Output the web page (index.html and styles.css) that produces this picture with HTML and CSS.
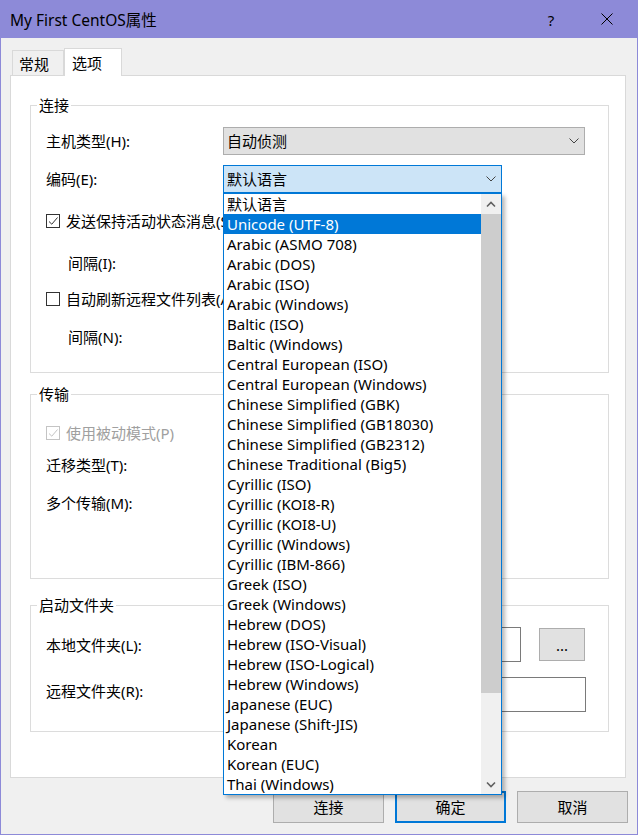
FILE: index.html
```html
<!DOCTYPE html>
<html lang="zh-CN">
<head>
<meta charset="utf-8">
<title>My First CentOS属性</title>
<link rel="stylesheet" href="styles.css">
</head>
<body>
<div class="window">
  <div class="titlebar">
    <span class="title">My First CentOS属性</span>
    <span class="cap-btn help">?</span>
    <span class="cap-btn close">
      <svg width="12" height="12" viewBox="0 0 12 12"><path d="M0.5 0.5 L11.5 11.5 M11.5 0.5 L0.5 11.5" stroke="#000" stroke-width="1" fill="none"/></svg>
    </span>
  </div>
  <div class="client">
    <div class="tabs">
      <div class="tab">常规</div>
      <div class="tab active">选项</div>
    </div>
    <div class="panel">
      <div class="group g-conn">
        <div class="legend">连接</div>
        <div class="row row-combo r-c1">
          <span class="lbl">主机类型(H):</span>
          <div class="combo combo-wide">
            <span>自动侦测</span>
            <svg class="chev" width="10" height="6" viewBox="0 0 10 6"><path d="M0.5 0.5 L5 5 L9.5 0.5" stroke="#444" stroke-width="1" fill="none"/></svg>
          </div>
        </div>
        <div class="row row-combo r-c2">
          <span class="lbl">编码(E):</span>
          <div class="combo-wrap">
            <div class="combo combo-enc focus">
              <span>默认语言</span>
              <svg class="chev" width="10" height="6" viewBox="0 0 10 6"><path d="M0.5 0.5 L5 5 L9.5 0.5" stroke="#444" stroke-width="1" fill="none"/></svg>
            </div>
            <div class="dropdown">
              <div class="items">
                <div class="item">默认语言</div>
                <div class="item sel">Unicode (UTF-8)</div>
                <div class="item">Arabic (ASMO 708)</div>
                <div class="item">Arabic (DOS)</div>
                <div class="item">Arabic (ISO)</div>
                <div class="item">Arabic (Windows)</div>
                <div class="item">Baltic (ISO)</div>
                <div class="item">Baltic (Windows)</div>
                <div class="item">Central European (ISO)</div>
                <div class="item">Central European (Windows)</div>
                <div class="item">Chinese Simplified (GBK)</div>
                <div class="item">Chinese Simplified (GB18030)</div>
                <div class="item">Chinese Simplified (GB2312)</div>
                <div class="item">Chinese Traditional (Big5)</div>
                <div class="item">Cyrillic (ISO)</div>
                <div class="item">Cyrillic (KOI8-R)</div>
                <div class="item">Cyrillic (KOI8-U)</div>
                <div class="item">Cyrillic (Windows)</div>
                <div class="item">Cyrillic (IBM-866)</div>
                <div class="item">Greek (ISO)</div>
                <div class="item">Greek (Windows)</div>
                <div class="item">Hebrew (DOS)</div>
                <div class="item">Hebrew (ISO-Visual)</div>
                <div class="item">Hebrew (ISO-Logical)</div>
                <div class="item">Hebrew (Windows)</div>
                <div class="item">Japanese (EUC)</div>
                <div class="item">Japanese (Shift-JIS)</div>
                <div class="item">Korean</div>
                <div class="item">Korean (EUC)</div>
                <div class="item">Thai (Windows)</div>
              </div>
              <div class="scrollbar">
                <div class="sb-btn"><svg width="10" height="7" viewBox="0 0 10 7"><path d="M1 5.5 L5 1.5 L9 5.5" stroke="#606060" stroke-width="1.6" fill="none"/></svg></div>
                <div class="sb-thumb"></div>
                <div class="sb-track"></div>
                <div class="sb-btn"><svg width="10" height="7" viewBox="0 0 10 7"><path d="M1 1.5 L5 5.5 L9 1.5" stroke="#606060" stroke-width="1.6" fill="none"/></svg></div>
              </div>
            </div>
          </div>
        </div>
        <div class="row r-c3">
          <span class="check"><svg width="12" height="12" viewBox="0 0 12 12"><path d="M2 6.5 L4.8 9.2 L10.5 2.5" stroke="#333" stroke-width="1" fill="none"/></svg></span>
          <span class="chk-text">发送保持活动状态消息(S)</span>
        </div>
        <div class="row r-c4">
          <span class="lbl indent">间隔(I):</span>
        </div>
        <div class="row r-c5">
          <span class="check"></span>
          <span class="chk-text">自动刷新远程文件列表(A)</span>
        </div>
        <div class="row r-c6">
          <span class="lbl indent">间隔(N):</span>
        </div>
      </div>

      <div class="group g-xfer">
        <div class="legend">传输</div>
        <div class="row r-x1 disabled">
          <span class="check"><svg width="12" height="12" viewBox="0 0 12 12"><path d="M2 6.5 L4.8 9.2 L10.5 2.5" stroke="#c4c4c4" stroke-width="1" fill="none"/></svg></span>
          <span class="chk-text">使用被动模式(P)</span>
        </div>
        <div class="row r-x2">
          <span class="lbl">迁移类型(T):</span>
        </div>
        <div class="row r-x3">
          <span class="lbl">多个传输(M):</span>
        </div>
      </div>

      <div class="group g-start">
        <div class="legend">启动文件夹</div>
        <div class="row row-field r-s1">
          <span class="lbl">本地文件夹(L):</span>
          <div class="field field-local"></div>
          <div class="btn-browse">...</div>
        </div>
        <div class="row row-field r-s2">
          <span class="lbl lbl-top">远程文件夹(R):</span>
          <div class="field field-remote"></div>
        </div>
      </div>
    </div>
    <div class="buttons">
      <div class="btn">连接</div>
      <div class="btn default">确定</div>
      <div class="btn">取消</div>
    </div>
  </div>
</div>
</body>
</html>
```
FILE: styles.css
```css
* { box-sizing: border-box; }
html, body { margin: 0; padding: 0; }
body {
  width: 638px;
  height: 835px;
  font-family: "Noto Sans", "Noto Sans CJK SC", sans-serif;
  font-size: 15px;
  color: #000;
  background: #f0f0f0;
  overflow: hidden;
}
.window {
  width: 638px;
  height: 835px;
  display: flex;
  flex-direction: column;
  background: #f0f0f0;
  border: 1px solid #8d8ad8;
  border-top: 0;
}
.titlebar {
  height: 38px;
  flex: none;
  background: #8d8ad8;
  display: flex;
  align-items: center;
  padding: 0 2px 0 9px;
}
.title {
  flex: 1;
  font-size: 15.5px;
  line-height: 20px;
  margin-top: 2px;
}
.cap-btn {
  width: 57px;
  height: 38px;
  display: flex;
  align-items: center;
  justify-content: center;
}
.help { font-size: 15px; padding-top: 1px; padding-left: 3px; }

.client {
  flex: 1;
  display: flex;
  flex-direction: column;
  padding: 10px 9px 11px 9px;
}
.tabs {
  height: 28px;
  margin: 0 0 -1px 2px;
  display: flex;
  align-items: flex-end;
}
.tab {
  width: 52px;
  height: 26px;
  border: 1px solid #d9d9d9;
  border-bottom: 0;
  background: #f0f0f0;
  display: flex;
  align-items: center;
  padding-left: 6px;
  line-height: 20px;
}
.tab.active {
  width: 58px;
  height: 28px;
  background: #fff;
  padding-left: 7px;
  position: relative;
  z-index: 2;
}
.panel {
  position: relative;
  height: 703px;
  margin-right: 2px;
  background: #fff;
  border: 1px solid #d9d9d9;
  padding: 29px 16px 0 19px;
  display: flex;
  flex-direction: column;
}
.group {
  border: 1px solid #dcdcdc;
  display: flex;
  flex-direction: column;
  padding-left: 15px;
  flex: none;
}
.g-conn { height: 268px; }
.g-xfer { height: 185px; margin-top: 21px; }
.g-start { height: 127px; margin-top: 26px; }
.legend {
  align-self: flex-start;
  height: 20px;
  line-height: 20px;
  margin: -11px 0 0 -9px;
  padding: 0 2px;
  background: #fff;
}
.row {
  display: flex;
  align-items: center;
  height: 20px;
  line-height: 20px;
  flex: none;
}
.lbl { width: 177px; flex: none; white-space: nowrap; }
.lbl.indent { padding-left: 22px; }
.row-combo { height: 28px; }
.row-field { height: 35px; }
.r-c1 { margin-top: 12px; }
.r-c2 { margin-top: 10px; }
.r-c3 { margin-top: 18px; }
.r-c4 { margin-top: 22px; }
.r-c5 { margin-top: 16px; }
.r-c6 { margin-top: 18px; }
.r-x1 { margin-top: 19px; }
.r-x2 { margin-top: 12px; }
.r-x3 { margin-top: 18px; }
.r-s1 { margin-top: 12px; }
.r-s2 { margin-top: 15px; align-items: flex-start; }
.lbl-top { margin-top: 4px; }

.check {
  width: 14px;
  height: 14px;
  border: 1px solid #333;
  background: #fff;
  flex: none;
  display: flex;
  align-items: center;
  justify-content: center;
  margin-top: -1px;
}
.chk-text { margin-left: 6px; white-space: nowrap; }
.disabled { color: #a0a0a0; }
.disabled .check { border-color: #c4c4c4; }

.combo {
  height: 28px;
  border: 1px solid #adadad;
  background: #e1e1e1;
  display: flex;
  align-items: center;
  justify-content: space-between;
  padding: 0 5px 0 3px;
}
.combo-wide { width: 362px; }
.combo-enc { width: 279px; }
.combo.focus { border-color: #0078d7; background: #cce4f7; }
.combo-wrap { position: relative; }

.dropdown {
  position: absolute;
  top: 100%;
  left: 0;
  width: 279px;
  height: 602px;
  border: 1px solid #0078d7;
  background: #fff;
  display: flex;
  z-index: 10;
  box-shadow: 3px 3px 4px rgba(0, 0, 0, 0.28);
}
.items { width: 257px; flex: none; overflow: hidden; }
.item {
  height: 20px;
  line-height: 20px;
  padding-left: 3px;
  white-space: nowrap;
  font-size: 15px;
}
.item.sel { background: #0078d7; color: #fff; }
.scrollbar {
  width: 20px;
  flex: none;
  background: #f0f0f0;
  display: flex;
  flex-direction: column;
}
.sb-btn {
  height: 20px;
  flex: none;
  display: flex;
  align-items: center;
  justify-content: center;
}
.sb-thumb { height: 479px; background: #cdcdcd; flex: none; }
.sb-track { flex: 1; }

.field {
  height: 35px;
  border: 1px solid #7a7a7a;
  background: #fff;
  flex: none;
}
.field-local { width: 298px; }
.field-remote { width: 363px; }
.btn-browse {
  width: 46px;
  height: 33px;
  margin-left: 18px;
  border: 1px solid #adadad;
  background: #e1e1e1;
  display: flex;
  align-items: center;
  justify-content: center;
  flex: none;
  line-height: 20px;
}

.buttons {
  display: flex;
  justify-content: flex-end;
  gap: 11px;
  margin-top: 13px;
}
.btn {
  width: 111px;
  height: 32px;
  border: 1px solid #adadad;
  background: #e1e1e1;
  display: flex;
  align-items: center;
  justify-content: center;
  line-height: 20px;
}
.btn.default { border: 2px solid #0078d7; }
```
————
WORK REQUIRED => Scan the material above. Extract every line in which the word "index" occurs.

SOLUTION TO THIS TASK =>
Output the web page (index.html and styles.css) that produces this picture with HTML and CSS.
FILE: index.html
  z-index: 2;
  z-index: 10;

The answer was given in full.